The “dark side” of today’s passage is the appearance of critics of Jesus, who accuse him of defiling himself ritually by sharing the dinner table with collaborators and those who deviated from the religious law of Moses (“tax collectors and sinners”). For these men, who otherwise would have liked to claim Jesus as one of their own class, it was totally inappropriate for him to do this. 

Jesus’ answer was beautiful. It doesn’t openly accuse his critics of anything, but beneath the surface it offers them plenty to think about in terms of their own guilt. He compared his ministry to that of a physician. Physicians go where there are sick people. Their skills are useless to healthy people. The tax collectors and sinners are obviously spiritually “sick” and in need of a cure. The religious leaders and Torah scholars considered themselves the “healthiest” of the Jews in those days. If they wanted him to confine his socializing to their circle, they must admit themselves to be seriously ill spiritually, which of course they were!

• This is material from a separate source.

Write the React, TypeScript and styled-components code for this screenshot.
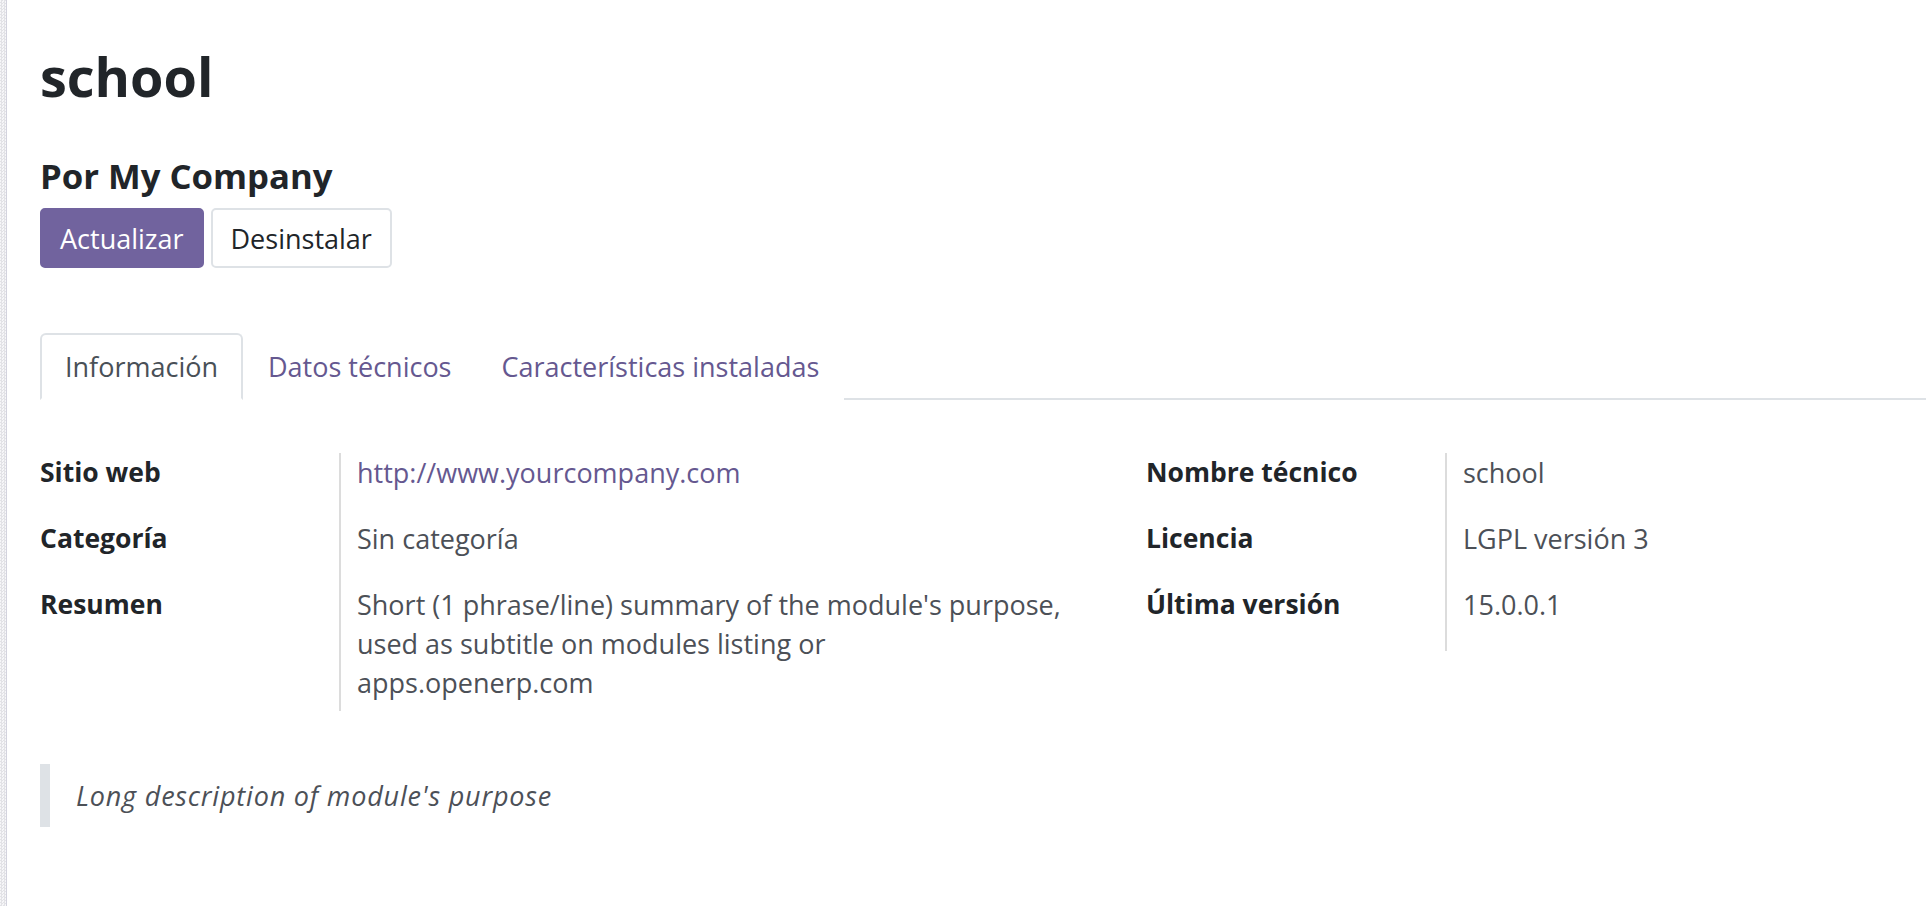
import React from "react";
import styled, { createGlobalStyle } from "styled-components";

const Global = createGlobalStyle`
  html, body { margin: 0; padding: 0; background: #ffffff; }
  body { font-family: "Open Sans", "DejaVu Sans", sans-serif; overflow: hidden; }
  * { box-sizing: border-box; }
`;

const Page = styled.div`
  display: flex;
  min-height: 906px;
  background: #ffffff;
`;

const Gutter = styled.div`
  width: 7px;
  flex: 0 0 7px;
  border-right: 1px solid #d3d3de;
  background-color: #f1f1f3;
  background-image: repeating-conic-gradient(#e2e2e6 0% 25%, #f6f6f8 0% 50%);
  background-size: 3px 3px;
`;

const Sheet = styled.main`
  flex: 1;
  padding: 44px 0 0 33px;
  color: #4c5057;
  font-size: 27px;
  line-height: 39px;
`;

const Title = styled.h1`
  margin: 0;
  font-size: 54px;
  line-height: 64px;
  font-weight: 700;
  color: #212529;
`;

const Subtitle = styled.h3`
  margin: 48px 0 0;
  font-size: 34.7px;
  line-height: 40px;
  font-weight: 700;
  color: #212529;
`;

const ButtonRow = styled.div`
  display: flex;
  gap: 7px;
  margin-top: 12px;
`;

const Button = styled.button<{ $primary?: boolean }>`
  height: 60px;
  padding: 0 18px;
  border-radius: 5px;
  font-family: inherit;
  font-size: 27px;
  line-height: 39px;
  border: 2px solid ${(p) => (p.$primary ? "#71639e" : "#dee2e6")};
  background: ${(p) => (p.$primary ? "#71639e" : "#ffffff")};
  color: ${(p) => (p.$primary ? "#ffffff" : "#212529")};
`;

const TabBar = styled.ul`
  display: flex;
  list-style: none;
  margin: 65px 0 0;
  padding: 0;
  border-bottom: 2px solid #dee2e6;
`;

const Tab = styled.li<{ $active?: boolean }>`
  margin-bottom: -2px;
  padding: 12px 23px;
  font-size: 27px;
  line-height: 39px;
  border: 2px solid ${(p) => (p.$active ? "#dee2e6" : "transparent")};
  border-bottom-color: ${(p) => (p.$active ? "#ffffff" : "transparent")};
  border-radius: 6px 6px 0 0;
  background: #ffffff;
  color: ${(p) => (p.$active ? "#495057" : "#655890")};
`;

const Groups = styled.div`
  display: grid;
  grid-template-columns: 1106px 1fr;
  margin-top: 53px;
  align-items: start;
`;

const Group = styled.div`
  display: grid;
  grid-template-columns: 299px 1fr;
`;

const Label = styled.div<{ $tail?: number }>`
  font-size: 26.5px;
  font-weight: 700;
  color: #212529;
  padding-bottom: ${(p) => (p.$tail ?? 27)}px;
`;

const Value = styled.div<{ $tail?: number }>`
  border-left: 2px solid #dcdcdc;
  padding-left: 16px;
  padding-bottom: ${(p) => (p.$tail ?? 27)}px;
  color: #4c5057;
`;

const Link = styled.a`
  color: #655890;
  text-decoration: none;
`;

const Quote = styled.blockquote`
  margin: 53px 0 0;
  padding: 12px 0 12px 26px;
  border-left: 10px solid #dee2e6;
  font-style: italic;
  letter-spacing: 0.8px;
  color: #4c5057;
`;

export default function App() {
  return (
    <>
      <Global />
      <Page>
        <Gutter />
        <Sheet>
          <Title>school</Title>
          <Subtitle>Por My Company</Subtitle>
          <ButtonRow>
            <Button $primary>Actualizar</Button>
            <Button>Desinstalar</Button>
          </ButtonRow>
          <TabBar>
            <Tab $active>Información</Tab>
            <Tab>Datos técnicos</Tab>
            <Tab>Características instaladas</Tab>
          </TabBar>
          <Groups>
            <Group>
              <Label>Sitio web</Label>
              <Value>
                <Link href="#">http://www.yourcompany.com</Link>
              </Value>
              <Label>Categoría</Label>
              <Value>Sin categoría</Value>
              <Label $tail={9}>Resumen</Label>
              <Value $tail={9}>
                Short (1 phrase/line) summary of the module's purpose,
                <br />
                used as subtitle on modules listing or
                <br />
                apps.openerp.com
              </Value>
            </Group>
            <Group>
              <Label>Nombre técnico</Label>
              <Value>school</Value>
              <Label>Licencia</Label>
              <Value>LGPL versión 3</Value>
              <Label>Última versión</Label>
              <Value>15.0.0.1</Value>
            </Group>
          </Groups>
          <Quote>Long description of module's purpose</Quote>
        </Sheet>
      </Page>
    </>
  );
}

Abandoning then the metaphor, Jesus concluded: “I have not come to invite the righteous into God’s kingdom, but to invite ‘sinners’ to enter by ‘repenting.’” If I may unpack the work “repent,” in Jesus’ terms, this meant responding to God’s gracious and unexpected invitation not only by acknowledging his Son, Jesus, as Lord and Savior, but also by showing the sincerity of that acceptance in clear and decisive change. That is certainly what Levi did. He went out of business in his old life, and pulled up stakes to start over. It is hard to fake a real Christian conversion, no matter how the secular media likes to debunk it. I have known many people over the years become Christians as adolescents and adults, and without fail one sees a dramatic change in the way they live. Rarely, one will see such a person only last a short time and then give it all up. That is very sad. But if the changed life persists, you know that the initial transformation was not put on but was really from God.

How about you? When you first took a serious interest in the Bible and in what you might learn about Jesus, did anything similar happen to you? It did to me, and is still doing it!